For materials that emphasize load distribution, consult a structural approach rather than a purely cosmetic one. A well engineered base includes a compacted sub-base, a leveling layer, and, optionally, a reinforcing mesh in the grout or mortar for larger stones. In some designs, a grid of small pockets filled with a decorative gravel aids weight distribution and allows micro movement without compromising grip. Evaluation of the feature from multiple angles helps identify potential failure points such as slippage along the base plane or settlement in soft soils. The aim is to create a balanced restraint system that remains invisible and durable.

Before any installation, draw a detailed plan that marks the exact locations, sizes, and orientations of each boulder. A 3D model or simple elevation sketch clarifies how forces will travel through the stones during wind or impact. Prepare a written specification that lists all materials, including anchor types, grout or adhesive, and drainage elements. Gather a kit with protective gear, clean brushes, mixing cups, and trowels to ensure trouble free work. With the groundwork completed, follow the sequence of base preparation, bedding, and final setting. Document the curing times and schedule a final inspection to confirm that all connections are secure.

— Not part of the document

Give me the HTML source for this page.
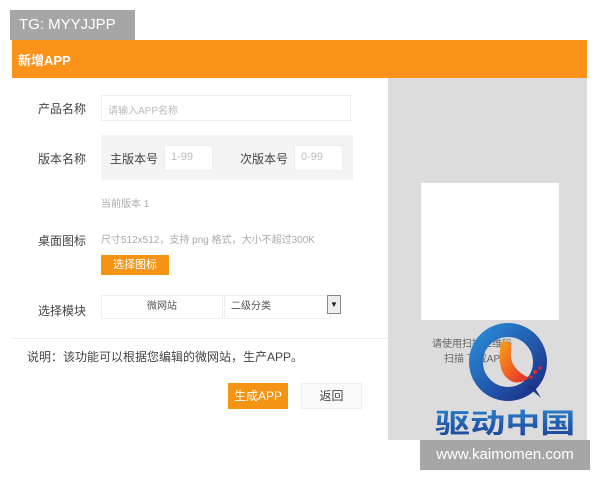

After installation, establish a routine maintenance plan that checks anchorage points, look for cracks, and observes how water drains around the feature. Seasonal reviews help you detect shifts early, particularly after heavy storms or rapid temperature changes. Reapply sealants as recommended and replace any degraded components promptly. If the landscape evolves with plantings or new irrigation lines, re-evaluate the anchoring system to ensure it remains compatible with the updated environment. A proactive approach prolongs the life of the boulder feature and keeps it a safe, attractive focal point in the yard.